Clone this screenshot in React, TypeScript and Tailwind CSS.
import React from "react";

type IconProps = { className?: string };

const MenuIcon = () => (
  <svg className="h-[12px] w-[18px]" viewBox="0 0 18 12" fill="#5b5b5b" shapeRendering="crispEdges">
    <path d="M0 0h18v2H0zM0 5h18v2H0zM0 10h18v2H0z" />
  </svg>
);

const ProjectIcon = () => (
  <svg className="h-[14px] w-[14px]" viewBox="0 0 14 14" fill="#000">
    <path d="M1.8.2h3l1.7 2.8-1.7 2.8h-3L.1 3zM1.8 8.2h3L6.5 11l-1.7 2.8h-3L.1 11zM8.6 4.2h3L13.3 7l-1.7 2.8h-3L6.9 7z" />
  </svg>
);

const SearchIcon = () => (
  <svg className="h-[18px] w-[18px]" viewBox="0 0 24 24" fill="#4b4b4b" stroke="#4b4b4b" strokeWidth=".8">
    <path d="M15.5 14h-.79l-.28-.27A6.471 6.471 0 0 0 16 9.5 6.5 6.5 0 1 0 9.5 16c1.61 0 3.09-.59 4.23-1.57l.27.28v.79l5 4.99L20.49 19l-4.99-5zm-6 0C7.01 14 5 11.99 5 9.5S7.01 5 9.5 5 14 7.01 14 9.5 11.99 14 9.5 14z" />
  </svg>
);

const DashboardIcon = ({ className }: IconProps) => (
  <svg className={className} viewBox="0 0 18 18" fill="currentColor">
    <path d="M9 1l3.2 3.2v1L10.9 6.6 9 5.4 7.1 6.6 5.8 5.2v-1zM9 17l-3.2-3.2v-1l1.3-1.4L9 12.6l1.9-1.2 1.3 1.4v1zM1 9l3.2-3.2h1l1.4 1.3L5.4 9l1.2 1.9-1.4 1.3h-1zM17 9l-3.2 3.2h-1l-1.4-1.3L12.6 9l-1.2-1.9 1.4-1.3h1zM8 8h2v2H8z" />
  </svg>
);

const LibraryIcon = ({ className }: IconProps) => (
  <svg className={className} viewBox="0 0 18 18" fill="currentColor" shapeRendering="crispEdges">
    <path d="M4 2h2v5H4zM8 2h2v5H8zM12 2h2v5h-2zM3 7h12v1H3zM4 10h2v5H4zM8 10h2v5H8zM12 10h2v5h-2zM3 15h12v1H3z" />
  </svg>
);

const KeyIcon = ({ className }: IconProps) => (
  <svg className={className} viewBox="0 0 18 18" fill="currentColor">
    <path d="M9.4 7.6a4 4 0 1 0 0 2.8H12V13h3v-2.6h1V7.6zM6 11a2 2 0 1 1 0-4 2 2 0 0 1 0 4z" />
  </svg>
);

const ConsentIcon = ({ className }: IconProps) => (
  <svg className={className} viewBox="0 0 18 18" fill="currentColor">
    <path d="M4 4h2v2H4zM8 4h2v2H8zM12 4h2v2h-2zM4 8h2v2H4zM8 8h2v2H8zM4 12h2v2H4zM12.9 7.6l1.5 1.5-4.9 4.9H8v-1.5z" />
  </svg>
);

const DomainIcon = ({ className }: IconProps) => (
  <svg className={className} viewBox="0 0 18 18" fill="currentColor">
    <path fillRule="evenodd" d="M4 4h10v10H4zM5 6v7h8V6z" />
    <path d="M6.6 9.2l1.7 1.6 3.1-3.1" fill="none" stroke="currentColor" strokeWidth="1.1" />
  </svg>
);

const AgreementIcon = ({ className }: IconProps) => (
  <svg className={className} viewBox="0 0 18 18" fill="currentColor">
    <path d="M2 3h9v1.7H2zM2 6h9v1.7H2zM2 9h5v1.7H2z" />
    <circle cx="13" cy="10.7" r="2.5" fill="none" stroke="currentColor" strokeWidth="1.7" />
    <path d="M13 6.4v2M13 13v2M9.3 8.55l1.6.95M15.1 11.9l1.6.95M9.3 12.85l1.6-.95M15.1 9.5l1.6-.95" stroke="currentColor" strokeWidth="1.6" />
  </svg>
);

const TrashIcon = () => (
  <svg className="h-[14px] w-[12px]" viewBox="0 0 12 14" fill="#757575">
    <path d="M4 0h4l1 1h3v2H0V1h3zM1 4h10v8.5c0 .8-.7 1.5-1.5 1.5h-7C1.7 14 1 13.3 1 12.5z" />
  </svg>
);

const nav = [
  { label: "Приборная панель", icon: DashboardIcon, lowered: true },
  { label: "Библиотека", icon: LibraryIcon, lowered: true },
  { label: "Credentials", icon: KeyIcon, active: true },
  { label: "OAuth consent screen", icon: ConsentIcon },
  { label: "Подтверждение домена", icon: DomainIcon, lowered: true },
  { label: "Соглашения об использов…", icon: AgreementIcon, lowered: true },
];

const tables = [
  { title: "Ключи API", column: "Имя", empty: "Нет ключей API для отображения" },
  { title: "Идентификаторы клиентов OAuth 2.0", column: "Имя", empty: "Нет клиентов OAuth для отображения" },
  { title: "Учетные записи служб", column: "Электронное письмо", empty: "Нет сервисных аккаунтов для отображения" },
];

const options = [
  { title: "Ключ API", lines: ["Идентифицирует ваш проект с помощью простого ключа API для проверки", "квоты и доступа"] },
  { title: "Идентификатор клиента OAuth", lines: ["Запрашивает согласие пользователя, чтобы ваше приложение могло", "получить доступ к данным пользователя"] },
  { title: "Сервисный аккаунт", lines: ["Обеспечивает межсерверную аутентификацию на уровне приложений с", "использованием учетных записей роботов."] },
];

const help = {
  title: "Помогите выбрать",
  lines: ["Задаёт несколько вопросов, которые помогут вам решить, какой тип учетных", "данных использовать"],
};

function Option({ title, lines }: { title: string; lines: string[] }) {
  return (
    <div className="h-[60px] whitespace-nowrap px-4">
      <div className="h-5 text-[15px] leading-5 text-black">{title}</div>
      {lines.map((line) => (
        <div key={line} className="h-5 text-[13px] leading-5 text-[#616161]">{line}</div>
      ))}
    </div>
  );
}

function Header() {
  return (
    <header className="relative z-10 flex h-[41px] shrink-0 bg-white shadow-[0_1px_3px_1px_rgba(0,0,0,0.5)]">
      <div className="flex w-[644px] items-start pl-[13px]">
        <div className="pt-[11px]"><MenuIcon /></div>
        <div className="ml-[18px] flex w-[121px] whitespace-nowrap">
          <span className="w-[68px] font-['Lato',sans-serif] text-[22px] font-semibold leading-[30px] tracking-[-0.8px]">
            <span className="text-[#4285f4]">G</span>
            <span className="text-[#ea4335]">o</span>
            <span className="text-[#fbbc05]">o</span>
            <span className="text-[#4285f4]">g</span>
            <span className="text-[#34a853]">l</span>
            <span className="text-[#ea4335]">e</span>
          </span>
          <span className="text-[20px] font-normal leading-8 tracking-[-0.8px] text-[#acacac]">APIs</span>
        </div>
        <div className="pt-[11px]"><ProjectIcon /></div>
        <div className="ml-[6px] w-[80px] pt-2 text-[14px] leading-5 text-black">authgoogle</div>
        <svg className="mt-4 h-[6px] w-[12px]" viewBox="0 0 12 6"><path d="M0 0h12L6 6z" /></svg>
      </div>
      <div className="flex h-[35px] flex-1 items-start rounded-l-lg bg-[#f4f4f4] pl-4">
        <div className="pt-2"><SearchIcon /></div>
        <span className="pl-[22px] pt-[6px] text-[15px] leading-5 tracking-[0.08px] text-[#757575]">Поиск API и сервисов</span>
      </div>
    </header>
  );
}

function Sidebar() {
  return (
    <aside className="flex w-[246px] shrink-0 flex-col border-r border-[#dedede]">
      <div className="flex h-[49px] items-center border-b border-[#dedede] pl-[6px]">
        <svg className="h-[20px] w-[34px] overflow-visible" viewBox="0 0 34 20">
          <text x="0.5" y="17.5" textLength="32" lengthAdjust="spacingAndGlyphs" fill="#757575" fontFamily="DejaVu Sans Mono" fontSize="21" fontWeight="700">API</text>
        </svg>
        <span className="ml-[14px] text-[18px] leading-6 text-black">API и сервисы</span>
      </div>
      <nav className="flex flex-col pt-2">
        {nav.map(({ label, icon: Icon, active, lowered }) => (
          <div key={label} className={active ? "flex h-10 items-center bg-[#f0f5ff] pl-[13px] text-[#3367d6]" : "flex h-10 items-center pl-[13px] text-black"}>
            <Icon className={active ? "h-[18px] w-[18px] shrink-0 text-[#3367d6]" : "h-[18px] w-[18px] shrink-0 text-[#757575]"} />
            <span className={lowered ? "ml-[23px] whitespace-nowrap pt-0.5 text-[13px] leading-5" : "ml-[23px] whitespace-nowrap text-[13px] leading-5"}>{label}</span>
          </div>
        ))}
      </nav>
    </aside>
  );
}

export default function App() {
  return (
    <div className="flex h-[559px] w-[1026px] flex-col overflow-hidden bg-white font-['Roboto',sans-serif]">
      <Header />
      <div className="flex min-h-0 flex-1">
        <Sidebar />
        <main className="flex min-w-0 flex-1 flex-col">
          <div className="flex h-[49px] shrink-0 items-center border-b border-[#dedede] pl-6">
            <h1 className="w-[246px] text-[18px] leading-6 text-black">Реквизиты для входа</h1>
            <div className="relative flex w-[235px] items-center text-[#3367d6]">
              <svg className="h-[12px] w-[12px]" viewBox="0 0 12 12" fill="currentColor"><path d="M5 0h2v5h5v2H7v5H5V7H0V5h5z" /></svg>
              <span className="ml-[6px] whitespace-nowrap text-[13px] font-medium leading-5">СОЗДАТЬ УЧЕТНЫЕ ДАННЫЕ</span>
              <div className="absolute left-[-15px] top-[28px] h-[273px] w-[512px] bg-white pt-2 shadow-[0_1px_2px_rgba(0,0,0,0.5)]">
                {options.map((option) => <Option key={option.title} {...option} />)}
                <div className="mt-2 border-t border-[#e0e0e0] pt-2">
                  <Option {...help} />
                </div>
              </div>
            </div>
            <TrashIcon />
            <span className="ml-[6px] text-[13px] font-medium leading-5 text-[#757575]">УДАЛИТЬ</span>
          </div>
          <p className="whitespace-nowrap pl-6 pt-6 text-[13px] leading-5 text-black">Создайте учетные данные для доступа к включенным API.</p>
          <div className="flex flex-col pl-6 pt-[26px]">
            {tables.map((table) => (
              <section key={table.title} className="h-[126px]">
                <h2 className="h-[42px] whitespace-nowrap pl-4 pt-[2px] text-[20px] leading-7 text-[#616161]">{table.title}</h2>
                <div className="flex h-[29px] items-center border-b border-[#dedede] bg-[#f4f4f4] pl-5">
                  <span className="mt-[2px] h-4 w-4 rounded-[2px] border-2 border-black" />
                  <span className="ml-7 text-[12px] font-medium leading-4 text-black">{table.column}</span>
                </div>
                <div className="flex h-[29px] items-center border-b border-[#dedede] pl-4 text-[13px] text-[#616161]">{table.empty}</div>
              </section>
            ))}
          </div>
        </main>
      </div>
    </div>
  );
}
——
▶ _Aim of the task_
Reply with nothing but the number of lines in the data above that contain "React".

▶ _The output_
2